Ricerc@Sapienza

The project is a continuation of previous ones with the same title and Principal Investigator. In this project the group of participants has expanded, so as to include all the structured staff of the Mathematics Department Guido Castelnuovo with algebraic research interests. The unification of previous smaller projects aims to improve mutual collaboration, to pool existing international collaborations, to create new ones and to carry out scientific events and support initiatives for young researchers more effectively. Unification is justified and motivated by the fact that many research topics fall into the comprehensive name of Representation Theory and have remarkable interest and applications in Mathematical Physics.

Diverse topics will be covered, all central to basic mathematical research and relevant to the fields of algebra, algebraic and complex geometry, topology, combinatorics (both algebraic and enumerative) and theoretical computer science. They range from representation theory of various kind of infinite-dimensional Lie algebras (affine algebras, vertex algebras, Lie superalgebras, Lie pseudoalgebras, cluster algebras) to more analytical and topological topics in the study of algebraic groups and complex geometry. Algebraic, combinatorial and theoretical computer science aspects will be covered, treated mainly via algebraic techniques.

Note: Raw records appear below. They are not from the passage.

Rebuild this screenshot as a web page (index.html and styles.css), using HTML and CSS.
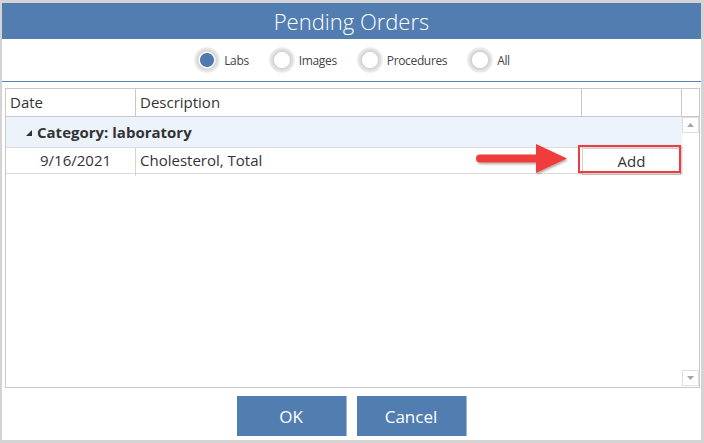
FILE: index.html
```html
<!DOCTYPE html>
<html lang="en">
<head>
<meta charset="utf-8">
<title>Pending Orders</title>
<link rel="stylesheet" href="styles.css">
</head>
<body>
<div class="window">
  <header class="title">Pending Orders</header>
  <div class="filters">
    <label class="opt"><span class="radio checked"></span><span class="opt-label">Labs</span></label>
    <label class="opt"><span class="radio"></span><span class="opt-label">Images</span></label>
    <label class="opt"><span class="radio"></span><span class="opt-label">Procedures</span></label>
    <label class="opt"><span class="radio"></span><span class="opt-label">All</span></label>
  </div>
  <div class="grid">
    <div class="grid-head">
      <div class="hc">Date</div>
      <div class="hc">Description</div>
      <div class="hc"></div>
      <div class="hc hc-last"></div>
    </div>
    <div class="grid-body">
      <div class="rows">
        <div class="group-row">
          <svg class="caret" width="6" height="6" viewBox="0 0 6 6"><polygon points="6,0 6,6 0,6" fill="#333"/></svg>
          <span>Category: laboratory</span>
        </div>
        <div class="row">
          <div class="cell cell-date">9/16/2021</div>
          <div class="cell cell-desc">Cholesterol, Total</div>
          <div class="cell cell-act"><button class="add-btn">Add</button></div>
        </div>
      </div>
      <div class="vscroll">
        <div class="sbtn"><svg width="7" height="4" viewBox="0 0 7 4"><polygon points="0,4 3.5,0 7,4" fill="#a6a6a6"/></svg></div>
        <div class="sbtn"><svg width="7" height="4" viewBox="0 0 7 4"><polygon points="0,0 7,0 3.5,4" fill="#a6a6a6"/></svg></div>
      </div>
    </div>
    <svg class="callout-arrow" width="104" height="40" viewBox="0 0 104 40">
      <defs>
        <filter id="sh" x="-10%" y="-20%" width="130%" height="150%">
          <feDropShadow dx="1" dy="1.5" stdDeviation="1.2" flood-color="#000" flood-opacity="0.35"/>
        </filter>
      </defs>
      <g filter="url(#sh)" fill="#ef3e3e">
        <line x1="10" y1="20.5" x2="70" y2="20.5" stroke="#ef3e3e" stroke-width="8" stroke-linecap="round"/>
        <polygon points="66,6 97,20.5 66,35"/>
      </g>
    </svg>
    <div class="callout-box"></div>
  </div>
  <div class="actions">
    <button class="btn">OK</button>
    <button class="btn">Cancel</button>
  </div>
</div>
</body>
</html>
```
FILE: styles.css
```css
html, body {
  margin: 0;
  padding: 0;
}
body {
  background: #d4d4d4;
  width: 704px;
  height: 443px;
  overflow: hidden;
  font-family: "Open Sans", "Noto Sans", sans-serif;
  color: #333;
}
.window {
  margin: 3px 3px 3px 2px;
  width: 699px;
  height: 437px;
  background: #fff;
  display: flex;
  flex-direction: column;
}
.title {
  height: 36px;
  background: #527db1;
  color: #fff;
  text-align: center;
  font-size: 22px;
  font-weight: 300;
  line-height: 37px;
}
.filters {
  height: 42px;
  border-bottom: 1px solid #5a83b6;
  display: flex;
  justify-content: center;
  align-items: center;
  gap: 20px;
  padding-left: 1px;
}
.opt {
  display: flex;
  align-items: center;
  gap: 4px;
  font-size: 12px;
  letter-spacing: -0.35px;
  color: #444;
}
.radio {
  width: 26px;
  height: 26px;
  border-radius: 50%;
  background: radial-gradient(circle at 50% 50%, #fff 0 7.5px, #d2d2d2 8.5px, #e4e4e4 11px, #f2f2f2 13px);
}
.radio.checked {
  background: radial-gradient(circle at 50% 50%, #4f79b0 0 6.5px, #fff 7.5px, #fff 8px, #d2d2d2 9px, #e4e4e4 11px, #f2f2f2 13px);
}
.grid {
  position: relative;
  margin: 6px 1px 0 3px;
  height: 300px;
  box-sizing: border-box;
  border: 1px solid #c9c9c9;
  display: flex;
  flex-direction: column;
  font-size: 15px;
}
.grid-head {
  display: grid;
  grid-template-columns: 130px 446px 100px 17px;
  height: 28px;
  box-sizing: border-box;
  border-bottom: 1px solid #c9c9c9;
}
.hc {
  border-right: 1px solid #c9c9c9;
  padding-left: 4px;
  line-height: 27px;
  color: #333;
}
.hc-last {
  border-right: none;
}
.grid-body {
  flex: 1;
  display: flex;
}
.rows {
  width: 676px;
}
.group-row {
  height: 31px;
  box-sizing: border-box;
  background: #ecf3fb;
  border-bottom: 1px solid #dcdcdc;
  display: flex;
  align-items: center;
  padding-left: 20px;
  font-weight: 700;
  line-height: 30px;
}
.caret {
  margin-right: 5px;
  margin-top: 1px;
}
.row {
  display: grid;
  grid-template-columns: 130px 446px 100px;
  height: 26px;
  box-sizing: border-box;
  border-bottom: 1px solid #dcdcdc;
}
.cell {
  line-height: 25px;
  white-space: nowrap;
}
.cell-date {
  border-right: 1px solid #d4d4d4;
  padding-left: 34px;
}
.cell-desc {
  padding-left: 4px;
}
.cell-act {
  display: flex;
}
.add-btn {
  flex: 1;
  margin: 0 1px 1px 0;
  border: 1px solid #cfcfcf;
  background: #fff;
  font: inherit;
  color: #333;
  padding: 0;
}
.vscroll {
  width: 17px;
  display: flex;
  flex-direction: column;
  justify-content: space-between;
  padding-bottom: 1px;
  box-sizing: border-box;
}
.sbtn {
  width: 15px;
  height: 14px;
  border: 1px solid #dedede;
  background: #fff;
  display: flex;
  align-items: center;
  justify-content: center;
}
.callout-box {
  position: absolute;
  left: 572px;
  top: 56px;
  width: 103px;
  height: 28px;
  box-sizing: border-box;
  border: 2px solid #f03c3c;
  box-shadow: 1px 1px 2px rgba(0, 0, 0, 0.25);
}
.callout-arrow {
  position: absolute;
  left: 464px;
  top: 49px;
}
.actions {
  display: flex;
  justify-content: center;
  gap: 10px;
  margin-top: 8px;
}
.btn {
  width: 110px;
  height: 40px;
  border: none;
  border-right: 1px solid #9db6d4;
  background: #527db1;
  color: #fff;
  font-family: "Open Sans", "Noto Sans", sans-serif;
  font-size: 17px;
  padding: 0;
}
```
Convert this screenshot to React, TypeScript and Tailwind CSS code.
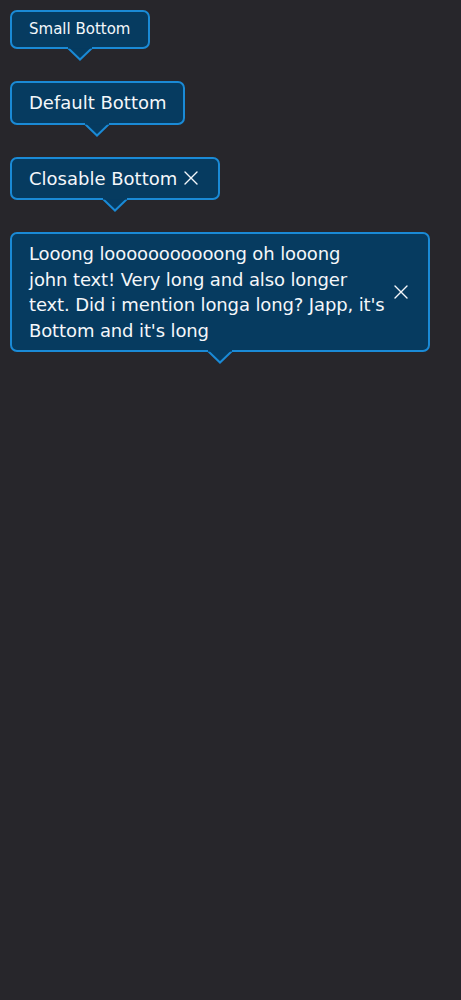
import type { ReactNode } from 'react';

type TipProps = {
  children: ReactNode;
  small?: boolean;
  closable?: boolean;
  wide?: boolean;
};

function CloseIcon() {
  return (
    <svg width="14" height="14" viewBox="0 0 14 14" className="shrink-0">
      <path d="M1 1 L13 13 M13 1 L1 13" stroke="#f4f7fa" strokeWidth="1.4" strokeLinecap="round" />
    </svg>
  );
}

function Tooltip({ children, small, closable, wide }: TipProps) {
  return (
    <div className={`relative ${wide ? 'w-[420px]' : ''}`}>
      <div
        className={`flex items-center rounded-[7px] border-2 border-[#1a8ad6] bg-[#063b60] text-[#f4f7fa] ${
          small ? 'py-[7px] pl-[17px] pr-[18px] text-[15px] leading-[21px]' : 'py-[7px] pl-[17px] text-[18px] leading-[25.5px]'
        } ${closable ? 'pr-5' : small ? '' : 'pr-4'} ${wide ? 'gap-0' : 'gap-[7px]'}`}
      >
        <span className={wide ? 'flex-1 whitespace-nowrap tracking-[-0.12px]' : ''}>{children}</span>
        {closable && <CloseIcon />}
      </div>
      <svg
        className="absolute left-1/2 top-full -mt-[2px] -translate-x-1/2"
        width="26"
        height="14"
        viewBox="0 0 26 14"
      >
        <path d="M0 1 L1 1 L13 12.5 L25 1 L26 1" fill="#063b60" stroke="#1a8ad6" strokeWidth="2" />
        <rect x="1" y="0" width="24" height="1.6" fill="#063b60" />
      </svg>
    </div>
  );
}

export default function App() {
  return (
    <div className="min-h-screen w-full bg-[#27262b] p-[10px] font-['DejaVu_Sans',sans-serif]">
      <div className="flex flex-col items-start gap-8">
        <Tooltip small>Small Bottom</Tooltip>
        <Tooltip>Default Bottom</Tooltip>
        <Tooltip closable>Closable Bottom</Tooltip>
        <Tooltip closable wide>
          Looong looooooooooong oh looong
          <br />
          john text! Very long and also longer
          <br />
          text. Did i mention longa long? Japp, it's
          <br />
          Bottom and it's long
        </Tooltip>
      </div>
    </div>
  );
}
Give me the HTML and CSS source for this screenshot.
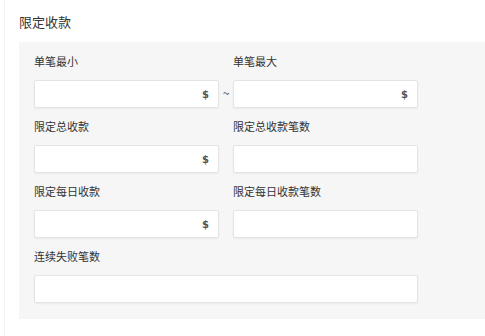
FILE: index.html
```html
<!doctype html>
<html>
<head>
<meta charset="utf-8">
<title>限定收款</title>
<link rel="stylesheet" href="styles.css">
</head>
<body>
<div class="page">
	<div class="title">限定收款</div>
	<div class="panel">
		<div class="grid">
			<div class="field">
				<label>单笔最小</label>
				<div class="box"><span class="unit">$</span></div>
			</div>
			<div class="sep">~</div>
			<div class="field">
				<label>单笔最大</label>
				<div class="box"><span class="unit">$</span></div>
			</div>

			<div class="field">
				<label>限定总收款</label>
				<div class="box"><span class="unit">$</span></div>
			</div>
			<div></div>
			<div class="field">
				<label>限定总收款笔数</label>
				<div class="box"></div>
			</div>

			<div class="field">
				<label>限定每日收款</label>
				<div class="box"><span class="unit">$</span></div>
			</div>
			<div></div>
			<div class="field">
				<label>限定每日收款笔数</label>
				<div class="box"></div>
			</div>

			<div class="field wide">
				<label>连续失败笔数</label>
				<div class="box"></div>
			</div>
		</div>
	</div>
</div>
</body>
</html>
```
FILE: styles.css
```css
body {
	margin: 0;
	padding-left: 4px;
	background: #ffffff;
	font-family: "Noto Sans CJK SC", "Noto Sans", sans-serif;
	color: #333333;
}

.page {
	border-left: 1px solid #f3f3f3;
	padding-left: 14px;
	height: 336px;
	box-sizing: border-box;
}

.title {
	font-size: 13px;
	line-height: 18px;
	padding-top: 13px;
	height: 29px;
	box-sizing: border-box;
}

.panel {
	margin-top: 13px;
	background: #f6f6f6;
	padding: 11px 0 16px 15px;
}

.grid {
	display: grid;
	grid-template-columns: 185px 14px 185px;
	row-gap: 10px;
}

.field label {
	display: block;
	font-size: 11px;
	line-height: 16px;
	margin-bottom: 11px;
}

.wide {
	grid-column: 1 / 4;
}

.box {
	height: 28px;
	box-sizing: border-box;
	background: #ffffff;
	border: 1px solid #e4e4e4;
	border-radius: 2px;
	box-shadow: 0 1px 2px rgba(0, 0, 0, 0.05);
	display: flex;
	align-items: center;
	justify-content: flex-end;
	padding-right: 9px;
}

.unit {
	font-family: "DejaVu Sans", sans-serif;
	font-size: 10px;
	font-weight: bold;
	color: #555555;
}

.sep {
	align-self: end;
	height: 28px;
	line-height: 26px;
	text-align: center;
	font-size: 12px;
	color: #444444;
}
```
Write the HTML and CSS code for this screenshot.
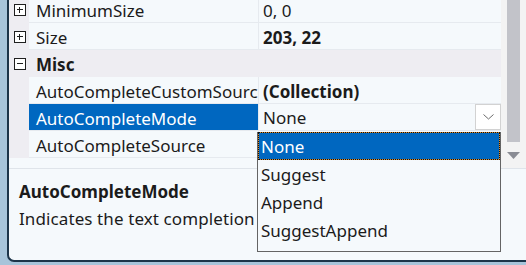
FILE: index.html
```html
<!DOCTYPE html>
<html lang="en">
<head>
    <meta charset="UTF-8">
    <title>Properties</title>
    <link rel="stylesheet" href="styles.css">
</head>
<body>
    <div class="window">
        <div class="top">
            <div class="grid">
                <div class="row">
                    <div class="gutter"><span class="toggle plus"></span></div>
                    <div class="name">MinimumSize</div>
                    <div class="value">0, 0</div>
                </div>
                <div class="row">
                    <div class="gutter"><span class="toggle plus"></span></div>
                    <div class="name">Size</div>
                    <div class="value bold">203, 22</div>
                </div>
                <div class="row category">
                    <div class="gutter"><span class="toggle"></span></div>
                    <div class="name bold">Misc</div>
                    <div class="value"></div>
                </div>
                <div class="row">
                    <div class="gutter"></div>
                    <div class="name">AutoCompleteCustomSource</div>
                    <div class="value bold">(Collection)</div>
                </div>
                <div class="row">
                    <div class="gutter"></div>
                    <div class="name selected">AutoCompleteMode</div>
                    <div class="value editing">
                        <span>None</span>
                        <span class="drop-btn">
                            <svg width="11" height="6" viewBox="0 0 11 6"><path d="M0.5 0.5 L5.5 5 L10.5 0.5" fill="none" stroke="#6b6b6b" stroke-width="1"/></svg>
                        </span>
                    </div>
                </div>
                <div class="row">
                    <div class="gutter"></div>
                    <div class="name">AutoCompleteSource</div>
                    <div class="value"></div>
                </div>
            </div>
            <div class="scrollbar">
                <div class="thumb"></div>
                <svg class="arrow" width="13" height="7" viewBox="0 0 13 7"><path d="M0 0 H13 L6.5 7 Z" fill="#8a8c94"/></svg>
            </div>
        </div>
        <div class="desc">
            <h3>AutoCompleteMode</h3>
            <p>Indicates the text completion behavior of the combo box.</p>
        </div>
        <ul class="dropdown">
            <li class="active">None</li>
            <li>Suggest</li>
            <li>Append</li>
            <li>SuggestAppend</li>
        </ul>
    </div>
</body>
</html>
```

FILE: styles.css
```css
body {
    margin: 0;
    padding: 0;
    background-color: #a7c4da;
    font-family: 'Noto Sans', sans-serif;
    font-size: 17px;
    color: #1b1b1b;
    overflow: hidden;
}

.window {
    position: relative;
    margin-left: 7px;
    height: 260px;
    background-color: #f5f9fc;
    border-left: 2px solid #1c3449;
    border-bottom: 2px solid #1c3449;
    border-bottom-left-radius: 7px;
    overflow: hidden;
}

.top {
    display: flex;
    height: 168px;
    border-bottom: 1px solid #dfe4ea;
}

.grid {
    flex: 1;
    margin-top: -4px;
}

.row {
    display: grid;
    grid-template-columns: 20px 229px 1fr;
    height: 27px;
}

.gutter {
    background-color: #eeedf2;
    display: flex;
    align-items: center;
    padding-left: 5px;
}

.toggle {
    position: relative;
    width: 10px;
    height: 10px;
    border: 1px solid #1f1f1f;
    background: #fff;
}

.toggle::before {
    content: '';
    position: absolute;
    left: 2px;
    top: 4px;
    width: 6px;
    height: 1px;
    background: #1f1f1f;
}

.toggle.plus::after {
    content: '';
    position: absolute;
    left: 4px;
    top: 2px;
    width: 1px;
    height: 6px;
    background: #1f1f1f;
}

.name,
.value {
    height: 27px;
    line-height: 25px;
    padding-top: 2px;
    box-sizing: border-box;
    border-bottom: 1px solid #e6eaef;
    white-space: nowrap;
    overflow: hidden;
}

.name {
    padding-left: 7px;
}

.value {
    padding-left: 4px;
    border-left: 1px solid #e6eaef;
}

.bold {
    font-weight: bold;
}

.category .name,
.category .value {
    background-color: #eeedf2;
    border-color: #eeedf2;
}

.selected {
    background-color: #0067c0;
    color: #fff;
}

.editing {
    display: flex;
    justify-content: space-between;
    padding-top: 0;
    line-height: 27px;
    overflow: visible;
}

.drop-btn {
    display: flex;
    align-items: center;
    justify-content: center;
    width: 24px;
    height: 24px;
    background: #fff;
    border: 1px solid #d2d2d2;
}

.scrollbar {
    width: 25px;
    background-color: #f3f3f3;
    display: flex;
    flex-direction: column;
    align-items: center;
}

.thumb {
    width: 13px;
    height: 142px;
    background-color: #c2c3c9;
}

.arrow {
    margin-top: 10px;
}

.desc {
    padding: 9px 10px 0;
}

.desc h3 {
    margin: 0;
    font-size: 17px;
    line-height: 27px;
}

.desc p {
    margin: 0;
    line-height: 27px;
    letter-spacing: 0.1px;
    white-space: nowrap;
}

.dropdown {
    position: absolute;
    left: 248px;
    top: 132px;
    width: 242px;
    margin: 0;
    padding: 0 0 7px;
    list-style: none;
    background-color: #f5f9fc;
    border: 1px solid #646464;
    border-top: none;
}

.dropdown li {
    height: 28px;
    line-height: 27px;
    padding-top: 1px;
    padding-left: 3px;
    box-sizing: border-box;
}

.dropdown li.active {
    background-color: #0067c0;
    color: #fff;
    box-shadow: inset 0 0 0 1px #d8892a;
    outline: 1px dotted #111;
    outline-offset: -1px;
}
```
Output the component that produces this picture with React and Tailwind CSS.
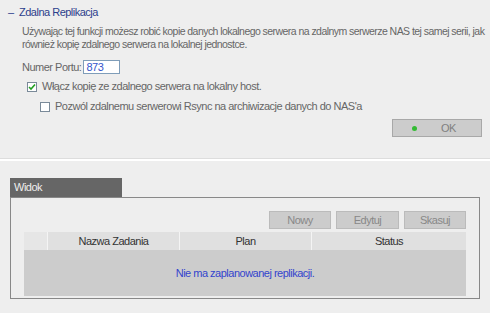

In detail, the topics studied, consistent with those of the previous editions of this and other projects, of which they are a refinement and deepening, will be the following:

- Unitarity in vertex operator algebras
- W-algebras and completely integrable Hamiltonian systems
- Lie pseudoalgebras
- Cluster algebras through Lie theory
- Spherical varieties
- Actions of complex algebraic and Lie groups
- Calibrations on manifolds
- Double quasi-symmetric functions
- PI Theory and related topics
- Integral geometry on trees
- Counting functions of languages